TASK STATEMENT:
Omit all images. Transcribe the rest of the material below exactly.

GIVEN MATERIAL:
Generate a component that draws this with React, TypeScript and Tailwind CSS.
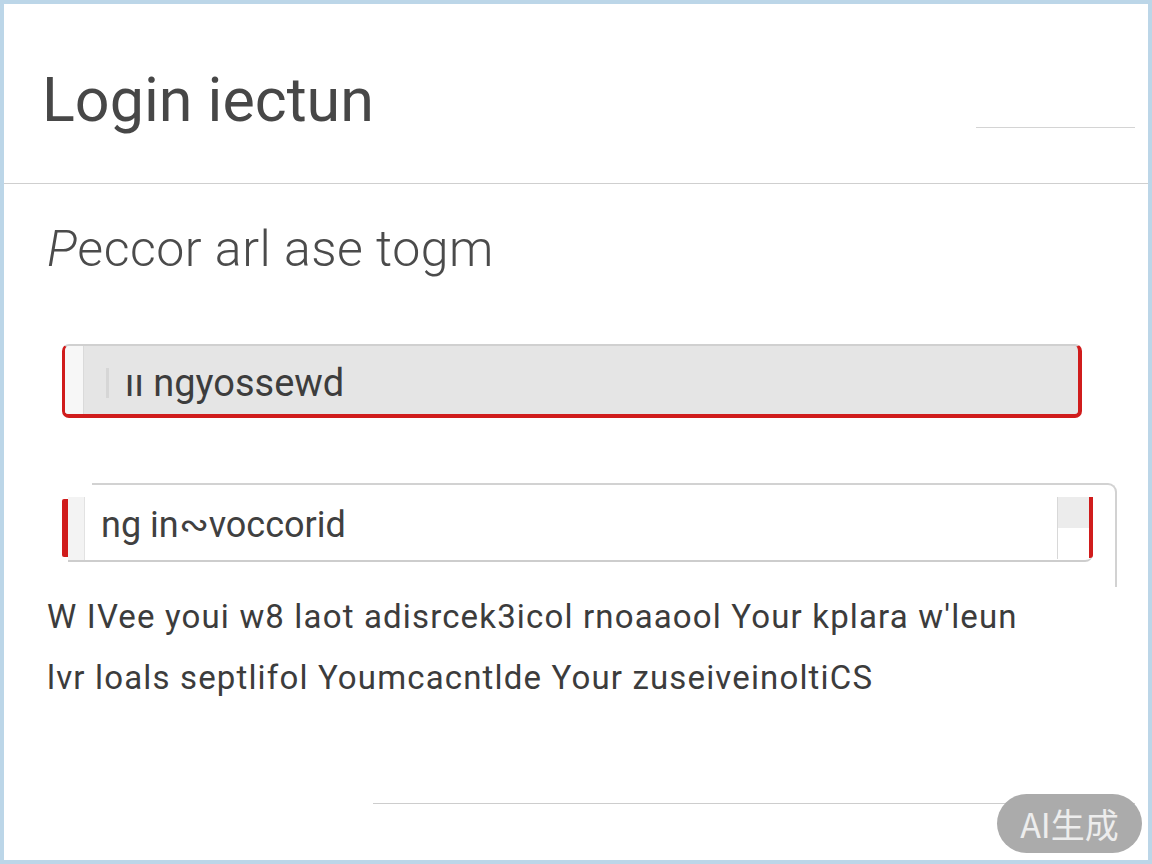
import React from 'react';

const RED = 'bg-[#d01c1c]';

const App: React.FC = () => {
  return (
    <div className="relative w-[1152px] h-[864px] border-4 border-[#bcd6e8] bg-white text-[#454545] font-[Roboto,'Liberation_Sans',sans-serif] overflow-hidden">
      {/* Header */}
      <div className="h-[180px] flex justify-between border-b border-[#cfcfcf] pt-[66px]">
        <h1 className="pl-[38px] text-[61px] leading-none text-[#474747]">Login iectun</h1>
        <div className="w-[159px] h-px bg-[#d4d4d4] mt-[57px] mr-[13px]" />
      </div>

      {/* Subtitle */}
      <h2 className="mt-[40px] pl-[43px] text-[50px] leading-none font-light tracking-[0.01em] text-[#4b4b4b]">
        <span className="italic">P</span>eccor arl ase togm
      </h2>

      {/* Input 1 */}
      <div className="mt-[70px] ml-[58px] w-[1020px] h-[74px] flex rounded-[7px] border-t-2 border-l-[3px] border-r-[4px] border-b-[4px] border-t-[#d0d0d0] border-l-[#d01c1c] border-r-[#d01c1c] border-b-[#d01c1c] bg-[#e5e5e5] overflow-hidden">
        <div className="w-[19px] bg-[#f7f7f7] border-r border-[#dadada]" />
        <div className="flex items-center pl-[22px] pt-[6px] text-[38px] text-[#3d3d3d]">
          <span className="w-[3px] h-[30px] bg-[#d6d6d6] mr-[16px]" />
          <span>ıı ngyossewd</span>
        </div>
      </div>

      {/* Input 2 */}
      <div className="mt-[65px] ml-[58px] w-[1055px] grid">
        <div className="[grid-area:1/1] ml-[30px] h-[104px] border-t-2 border-r-2 border-[#d2d2d2] rounded-tr-[9px]" />
        <div className="[grid-area:1/1] mt-[14px] h-[65px] w-[1031px] flex">
          <div className={`w-[6px] mt-[2px] mb-[5px] rounded-l-[2px] ${RED}`} />
          <div className="flex-1 flex border-b-2 border-[#cdcdcd] rounded-br-[8px] bg-white">
            <div className="w-[17px] bg-[#f3f3f3] border-r border-[#e2e2e2]" />
            <div className="flex-1 flex items-center pl-[16px] pb-[7px] text-[36px] text-[#404040]">
              ng in∾voccorid
            </div>
            <div className="w-[32px] flex flex-col border-l border-[#d8d8d8] mb-[1px]">
              <div className="h-[31px] bg-[#ececec]" />
              <div className="flex-1 bg-white" />
            </div>
            <div className={`w-[4px] mb-[2px] rounded-br-[3px] ${RED}`} />
          </div>
        </div>
      </div>

      {/* Paragraph */}
      <div className="mt-[-1px] pl-[43px] text-[33px] leading-[61px] tracking-[0.035em] text-[#3c3c3c] whitespace-nowrap">
        <p>W IVee youi w8 laot adisrcek3icol rnoaaool Your kplara w'leun</p>
        <p>lvr loals septlifol Youmcacntlde Your zuseiveinoltiCS</p>
      </div>

      {/* Footer line */}
      <div className="mt-[95px] ml-[369px] mr-[13px] h-px bg-[#cdcdcd]" />

      <div className="absolute right-[6px] bottom-[7px] w-[145px] h-[59px] rounded-full bg-[#ababab] flex items-center justify-center text-[34px] text-[#ededed] font-['Noto_Sans_CJK_SC',sans-serif]">
        AI生成
      </div>
    </div>
  );
};

export default App;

REPLY:
Generate a component that draws this with React, TypeScript and Tailwind CSS.
import React from 'react';

const RED = 'bg-[#d01c1c]';

const App: React.FC = () => {
  return (
    <div className="relative w-[1152px] h-[864px] border-4 border-[#bcd6e8] bg-white text-[#454545] font-[Roboto,'Liberation_Sans',sans-serif] overflow-hidden">
      {/* Header */}
      <div className="h-[180px] flex justify-between border-b border-[#cfcfcf] pt-[66px]">
        <h1 className="pl-[38px] text-[61px] leading-none text-[#474747]">Login iectun</h1>
        <div className="w-[159px] h-px bg-[#d4d4d4] mt-[57px] mr-[13px]" />
      </div>

      {/* Subtitle */}
      <h2 className="mt-[40px] pl-[43px] text-[50px] leading-none font-light tracking-[0.01em] text-[#4b4b4b]">
        <span className="italic">P</span>eccor arl ase togm
      </h2>

      {/* Input 1 */}
      <div className="mt-[70px] ml-[58px] w-[1020px] h-[74px] flex rounded-[7px] border-t-2 border-l-[3px] border-r-[4px] border-b-[4px] border-t-[#d0d0d0] border-l-[#d01c1c] border-r-[#d01c1c] border-b-[#d01c1c] bg-[#e5e5e5] overflow-hidden">
        <div className="w-[19px] bg-[#f7f7f7] border-r border-[#dadada]" />
        <div className="flex items-center pl-[22px] pt-[6px] text-[38px] text-[#3d3d3d]">
          <span className="w-[3px] h-[30px] bg-[#d6d6d6] mr-[16px]" />
          <span>ıı ngyossewd</span>
        </div>
      </div>

      {/* Input 2 */}
      <div className="mt-[65px] ml-[58px] w-[1055px] grid">
        <div className="[grid-area:1/1] ml-[30px] h-[104px] border-t-2 border-r-2 border-[#d2d2d2] rounded-tr-[9px]" />
        <div className="[grid-area:1/1] mt-[14px] h-[65px] w-[1031px] flex">
          <div className={`w-[6px] mt-[2px] mb-[5px] rounded-l-[2px] ${RED}`} />
          <div className="flex-1 flex border-b-2 border-[#cdcdcd] rounded-br-[8px] bg-white">
            <div className="w-[17px] bg-[#f3f3f3] border-r border-[#e2e2e2]" />
            <div className="flex-1 flex items-center pl-[16px] pb-[7px] text-[36px] text-[#404040]">
              ng in∾voccorid
            </div>
            <div className="w-[32px] flex flex-col border-l border-[#d8d8d8] mb-[1px]">
              <div className="h-[31px] bg-[#ececec]" />
              <div className="flex-1 bg-white" />
            </div>
            <div className={`w-[4px] mb-[2px] rounded-br-[3px] ${RED}`} />
          </div>
        </div>
      </div>

      {/* Paragraph */}
      <div className="mt-[-1px] pl-[43px] text-[33px] leading-[61px] tracking-[0.035em] text-[#3c3c3c] whitespace-nowrap">
        <p>W IVee youi w8 laot adisrcek3icol rnoaaool Your kplara w'leun</p>
        <p>lvr loals septlifol Youmcacntlde Your zuseiveinoltiCS</p>
      </div>

      {/* Footer line */}
      <div className="mt-[95px] ml-[369px] mr-[13px] h-px bg-[#cdcdcd]" />

      <div className="absolute right-[6px] bottom-[7px] w-[145px] h-[59px] rounded-full bg-[#ababab] flex items-center justify-center text-[34px] text-[#ededed] font-['Noto_Sans_CJK_SC',sans-serif]">
        AI生成
      </div>
    </div>
  );
};

export default App;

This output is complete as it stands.